The days of male-only firefighters are well and truly over. Women have played a key role in battling the massive inferno which gutted nearly half of Kangaroo Island. We meet five of them.

Alex Barwick, Georgina Hannaford and Ro Horbelt all jumped on the back of farm units to help fight the fires. Picture: Brad Fleet
Alex Barwick, Georgina Hannaford and Ro Horbelt all jumped on the back of farm units to help fight the fires. Picture: Brad Fleet

When the fire came through, there was no time for dividing jobs along traditional gender lines.

It was all hands on deck, especially on the farms at the front line of the firestorm that ripped through Kangaroo Island.

If you had a farm firefighting unit and could drive a car or hold a hose, then you were out in the thick of it, alongside your partner and neighbours, battling the flames, smoke, heat and unimaginable wind.

Alex Barwick is a relative newcomer to the island after moving over from Germany a couple of years ago.

Until just before Christmas, she had never even seen a bushfire, let alone fought one. Now she is a battle-hardened firefighting veteran.

She spent nearly every day, and night, for almost a month patrolling around Western River in a farm firefighting unit with her partner Gavin Solly.

“I would be almost offended if I got just evacuated and put into Kingscote,” Alex said when asked about how women had contributed to the firefight. “Really, you need two people there.”

Farm firefighting teams such as Alex and Gavin, who run charter company Kangaroo Island Fishing Adventures, played a critical role in battling the fires that threatened the island for nearly a month.

They have intimate local knowledge and the ability to move swiftly when the fire changes course.

The Country Fire Service estimates about 130 farm units helped battle the blaze on Kangaroo Island. Many were manned by women.

Lilly Buick and Danielle Short. Picture: Brad Fleet
Lilly Buick and Danielle Short. Picture: Brad Fleet

Alex’s neighbour Danielle Short and Danielle’s sister-in-law-in-waiting Lilly Buick epitomise the tenacity, resilience and selflessness of the farm unit operators.

They both lost their homes when the inferno turned deadly on January 3 but both continued to turn out and fight, Danielle with her husband Sam, Lilly with partner – and Danielle’s brother – Josh Graham.

“Hats off to all those farm units involved helping each other,” said Danielle, the mother of Jackson, 12, and Lochlan.

“We have all certainly been through an horrendous rollercoaster of events.

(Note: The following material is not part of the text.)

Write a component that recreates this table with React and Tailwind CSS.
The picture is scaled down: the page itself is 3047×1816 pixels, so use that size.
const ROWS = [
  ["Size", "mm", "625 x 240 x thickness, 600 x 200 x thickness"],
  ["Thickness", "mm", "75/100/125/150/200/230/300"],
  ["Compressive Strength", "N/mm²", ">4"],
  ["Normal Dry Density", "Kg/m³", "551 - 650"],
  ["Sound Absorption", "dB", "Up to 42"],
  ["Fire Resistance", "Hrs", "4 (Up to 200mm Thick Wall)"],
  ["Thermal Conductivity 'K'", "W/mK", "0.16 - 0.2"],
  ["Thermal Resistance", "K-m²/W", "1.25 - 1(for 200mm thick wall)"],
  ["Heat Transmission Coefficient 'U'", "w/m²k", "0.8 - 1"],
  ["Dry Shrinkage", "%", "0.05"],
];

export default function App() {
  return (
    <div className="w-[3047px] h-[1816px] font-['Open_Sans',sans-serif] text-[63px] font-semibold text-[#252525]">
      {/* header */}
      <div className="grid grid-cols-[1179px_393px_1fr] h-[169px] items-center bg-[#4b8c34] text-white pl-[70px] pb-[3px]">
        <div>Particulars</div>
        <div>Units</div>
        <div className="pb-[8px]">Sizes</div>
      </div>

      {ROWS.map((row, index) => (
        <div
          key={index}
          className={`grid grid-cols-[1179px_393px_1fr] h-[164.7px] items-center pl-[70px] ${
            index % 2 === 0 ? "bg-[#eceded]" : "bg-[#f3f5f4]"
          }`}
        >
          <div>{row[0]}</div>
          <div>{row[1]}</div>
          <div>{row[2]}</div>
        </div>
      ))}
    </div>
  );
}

“It was hard juggling all the emotions – from thinking about the kids’ safety, the actual scary job of putting the bloody thing out, feeding and finding beers for everyone and then there’s the reality of everything sinking in.

“But you just put on your brave face and keep going at it.

“My heart broke every time you saw the generations of dead breeding carcasses, either on the side of the road or in the paddocks.”

To the northeast, up near Stokes Bay, third-generation Islander Ro Horbelt and her 1965 big red firetruck called Betty have been a hit with locals and CFS alike as the fire battle raged.

Ro has long had a “primal fear” of fires, so when she and partner Phil Smith drove past a truck for sale while travelling back from a wedding in Albury-Wodonga 18 months ago, they turned around and bought it.

The operator of the transport company that brought the truck to Kangaroo Island was friends with Ro’s aunty Betty, hence the truck’s new name.

Ro, Betty and Phil have blasted more than 100,000 litres of water on the fires that threatened their farm and wildlife sanctuary, Left Field Farm, and many neighbours.

Josh Graham, partner Lily Buick and Danielle Short had five houses on their rural properties in north western Kangaroo Island. Picture: Brad Fleet
Josh Graham, partner Lily Buick and Danielle Short had five houses on their rural properties in north western Kangaroo Island. Picture: Brad Fleet

They worked tirelessly for weeks, operating on minimal sleep.

“I don’t think there’s a difference if you’re a woman or a man at the moment – when you’re in a time of need and you see everything going up in front of you,” Ro says.

“Fire was my primal fear and now I’m like, ‘Where are the fires?’.

“I don’t want to sit in front of a computer. It’s just become something that you do.

“You see a spotlight (of a farm unit), and just go. It’s just been a rote (learning) kind of thing that has become almost normal. It doesn’t matter if you’re male or female. If you’ve got hands and you can hold the hose, that doesn’t make a difference at all.”

Georgina Hannaford, daughter of renowned artist Robert, lives in Adelaide but owns the property across the road from Left Field Farm.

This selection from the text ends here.